Exercise task = Would you transcribe the listing that follows, character for character, and omit its images?

━━ Data lines ━━

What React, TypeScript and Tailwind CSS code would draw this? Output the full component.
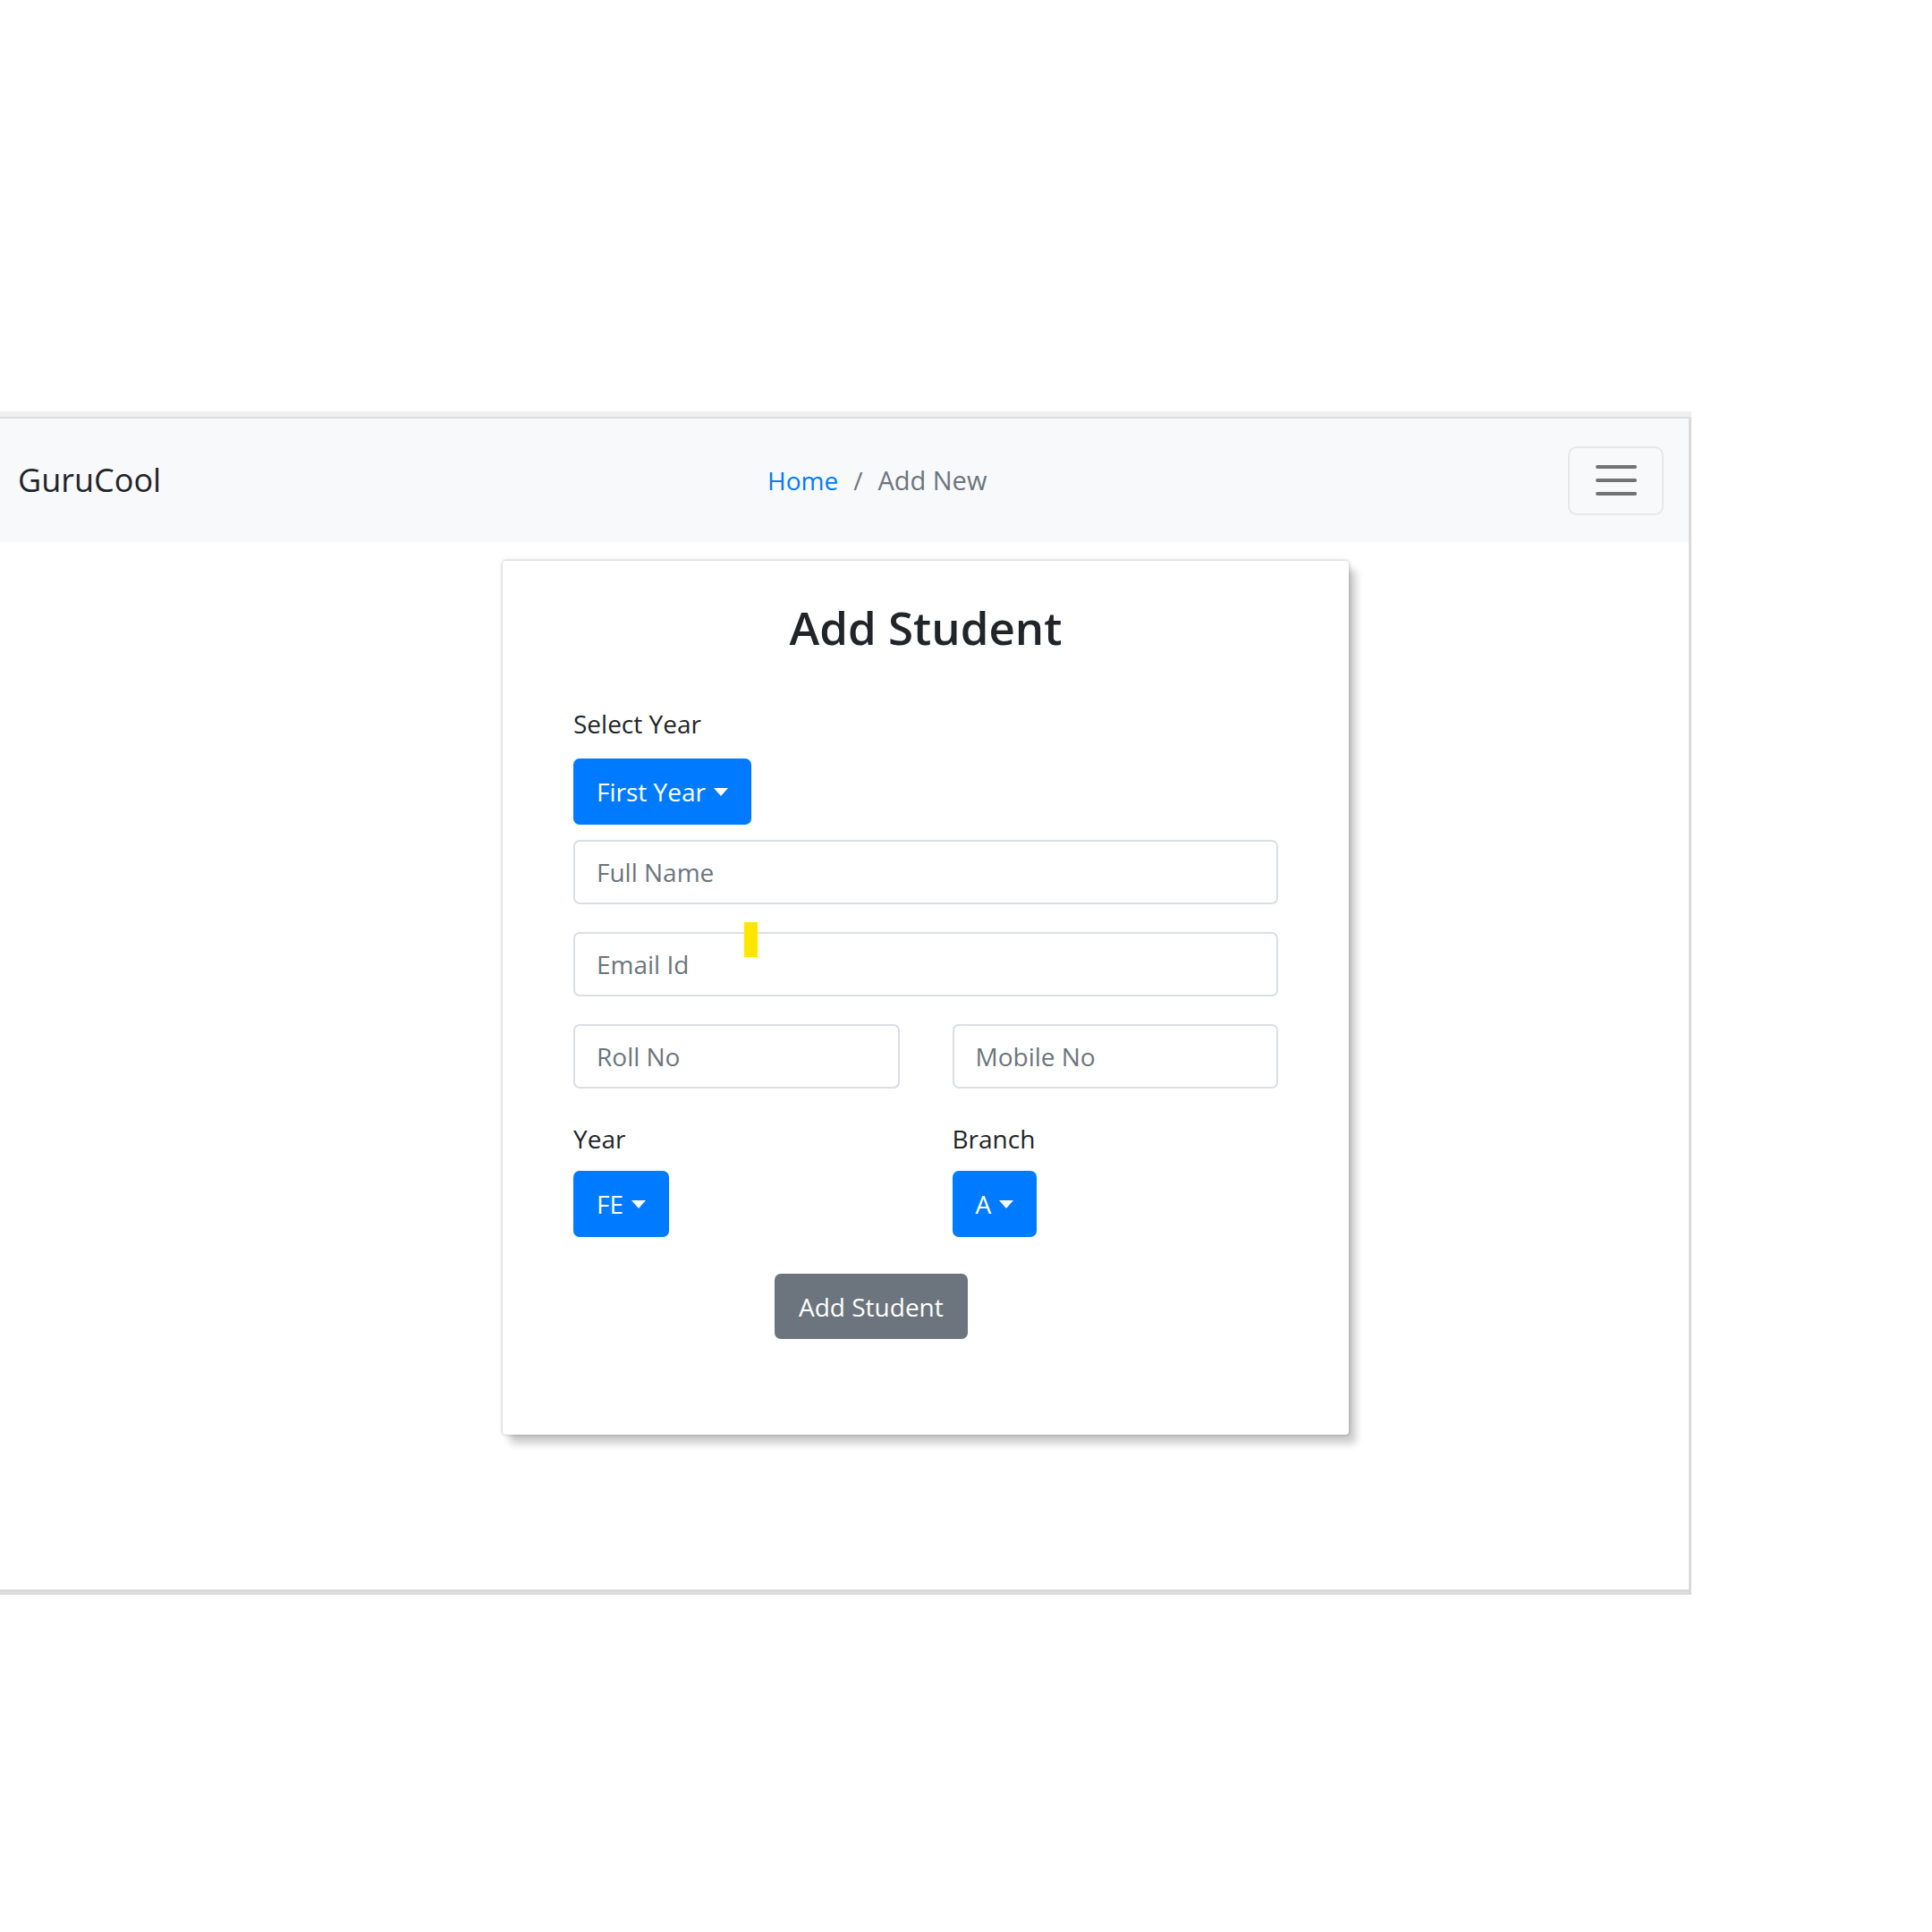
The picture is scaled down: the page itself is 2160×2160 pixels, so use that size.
import React from "react";

function Caret() {
  return <span className="ml-[9px] inline-block h-0 w-0 border-x-[8px] border-t-[9px] border-x-transparent border-t-white" />;
}

function DropButton({ label, className = "" }: { label: string; className?: string }) {
  return (
    <button className={`flex h-[74px] items-center rounded-[7px] bg-[#007bff] px-[26px] text-[28px] leading-[42px] text-white ${className}`}>
      {label}
      <Caret />
    </button>
  );
}

function Field({ placeholder }: { placeholder: string }) {
  return (
    <input
      placeholder={placeholder}
      className="h-[72px] w-full rounded-[7px] border-2 border-[#dadfe3] bg-white px-[24px] text-[28px] text-[#495057] outline-none placeholder:text-[#6c757d]"
    />
  );
}

export default function App() {
  return (
    <div className="h-[2160px] w-[2160px] bg-white pt-[460px] font-['Open_Sans',sans-serif] text-[#212529]">
      <div className="w-[1891px]">
        {/* top strip of the captured window */}
        <div className="h-[8px] border-b-2 border-[#dedede] bg-[#f0f0f0]" />

        <div className="border-b-[6px] border-r-[3px] border-[#dadada]">
          {/* Navbar */}
          <nav className="flex h-[138px] items-center bg-[#f8f9fa] pl-[20px]">
            <div className="w-[838px] text-[36px] leading-[54px] text-[#212529]">GuruCool</div>
            <div className="flex items-center text-[28px] leading-[42px]">
              <span className="text-[#007bff]">Home</span>
              <span className="px-[17px] text-[#6c757d]">/</span>
              <span className="text-[29px] text-[#6c757d]">Add New</span>
            </div>
            <button className="ml-auto mr-[28px] flex h-[77px] w-[107px] flex-col items-center justify-center gap-[11px] rounded-[10px] border-2 border-[#e6e7e8]">
              <span className="h-[4px] w-[46px] rounded-full bg-[#737373]" />
              <span className="h-[4px] w-[46px] rounded-full bg-[#737373]" />
              <span className="h-[4px] w-[46px] rounded-full bg-[#737373]" />
            </button>
          </nav>

          {/* Body */}
          <div className="h-[1171px] pl-[562px] pt-[21px]">
            <div className="relative w-[946px] rounded-[4px] bg-white px-[79px] pb-[107px] pt-[44px] shadow-[0_0_4px_rgba(0,0,0,0.3),8px_10px_9px_rgba(0,0,0,0.2)]">
              <h3 className="text-center text-[51px] font-semibold leading-[61px]">Add Student</h3>

              <div className="mt-[56px] text-[28px] leading-[42px]">Select Year</div>
              <DropButton label="First Year" className="mt-[18px] h-[73px]" />

              <div className="mt-[17px] flex flex-col gap-[31px]">
                <Field placeholder="Full Name" />
                <Field placeholder="Email Id" />
                <div className="grid grid-cols-2 gap-[59px]">
                  <Field placeholder="Roll No" />
                  <Field placeholder="Mobile No" />
                </div>
              </div>

              <div className="mt-[35px] grid grid-cols-2 gap-[59px]">
                <div>
                  <div className="text-[28px] leading-[42px]">Year</div>
                  <DropButton label="FE" className="mt-[15px]" />
                </div>
                <div>
                  <div className="text-[28px] leading-[42px]">Branch</div>
                  <DropButton label="A" className="mt-[15px] px-[24px]" />
                </div>
              </div>

              <button className="ml-[225px] mt-[41px] h-[73px] rounded-[7px] bg-[#6c757d] px-[27px] text-[28px] leading-[42px] text-white">
                Add Student
              </button>

              {/* yellow highlight marker */}
              <span className="absolute left-[270px] top-[404px] h-[39px] w-[15px] bg-[#ffe600]" />
            </div>
          </div>
        </div>
      </div>
    </div>
  );
}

━━━

Solution to this problem =
What React, TypeScript and Tailwind CSS code would draw this? Output the full component.
The picture is scaled down: the page itself is 2160×2160 pixels, so use that size.
import React from "react";

function Caret() {
  return <span className="ml-[9px] inline-block h-0 w-0 border-x-[8px] border-t-[9px] border-x-transparent border-t-white" />;
}

function DropButton({ label, className = "" }: { label: string; className?: string }) {
  return (
    <button className={`flex h-[74px] items-center rounded-[7px] bg-[#007bff] px-[26px] text-[28px] leading-[42px] text-white ${className}`}>
      {label}
      <Caret />
    </button>
  );
}

function Field({ placeholder }: { placeholder: string }) {
  return (
    <input
      placeholder={placeholder}
      className="h-[72px] w-full rounded-[7px] border-2 border-[#dadfe3] bg-white px-[24px] text-[28px] text-[#495057] outline-none placeholder:text-[#6c757d]"
    />
  );
}

export default function App() {
  return (
    <div className="h-[2160px] w-[2160px] bg-white pt-[460px] font-['Open_Sans',sans-serif] text-[#212529]">
      <div className="w-[1891px]">
        {/* top strip of the captured window */}
        <div className="h-[8px] border-b-2 border-[#dedede] bg-[#f0f0f0]" />

        <div className="border-b-[6px] border-r-[3px] border-[#dadada]">
          {/* Navbar */}
          <nav className="flex h-[138px] items-center bg-[#f8f9fa] pl-[20px]">
            <div className="w-[838px] text-[36px] leading-[54px] text-[#212529]">GuruCool</div>
            <div className="flex items-center text-[28px] leading-[42px]">
              <span className="text-[#007bff]">Home</span>
              <span className="px-[17px] text-[#6c757d]">/</span>
              <span className="text-[29px] text-[#6c757d]">Add New</span>
            </div>
            <button className="ml-auto mr-[28px] flex h-[77px] w-[107px] flex-col items-center justify-center gap-[11px] rounded-[10px] border-2 border-[#e6e7e8]">
              <span className="h-[4px] w-[46px] rounded-full bg-[#737373]" />
              <span className="h-[4px] w-[46px] rounded-full bg-[#737373]" />
              <span className="h-[4px] w-[46px] rounded-full bg-[#737373]" />
            </button>
          </nav>

          {/* Body */}
          <div className="h-[1171px] pl-[562px] pt-[21px]">
            <div className="relative w-[946px] rounded-[4px] bg-white px-[79px] pb-[107px] pt-[44px] shadow-[0_0_4px_rgba(0,0,0,0.3),8px_10px_9px_rgba(0,0,0,0.2)]">
              <h3 className="text-center text-[51px] font-semibold leading-[61px]">Add Student</h3>

              <div className="mt-[56px] text-[28px] leading-[42px]">Select Year</div>
              <DropButton label="First Year" className="mt-[18px] h-[73px]" />

              <div className="mt-[17px] flex flex-col gap-[31px]">
                <Field placeholder="Full Name" />
                <Field placeholder="Email Id" />
                <div className="grid grid-cols-2 gap-[59px]">
                  <Field placeholder="Roll No" />
                  <Field placeholder="Mobile No" />
                </div>
              </div>

              <div className="mt-[35px] grid grid-cols-2 gap-[59px]">
                <div>
                  <div className="text-[28px] leading-[42px]">Year</div>
                  <DropButton label="FE" className="mt-[15px]" />
                </div>
                <div>
                  <div className="text-[28px] leading-[42px]">Branch</div>
                  <DropButton label="A" className="mt-[15px] px-[24px]" />
                </div>
              </div>

              <button className="ml-[225px] mt-[41px] h-[73px] rounded-[7px] bg-[#6c757d] px-[27px] text-[28px] leading-[42px] text-white">
                Add Student
              </button>

              {/* yellow highlight marker */}
              <span className="absolute left-[270px] top-[404px] h-[39px] w-[15px] bg-[#ffe600]" />
            </div>
          </div>
        </div>
      </div>
    </div>
  );
}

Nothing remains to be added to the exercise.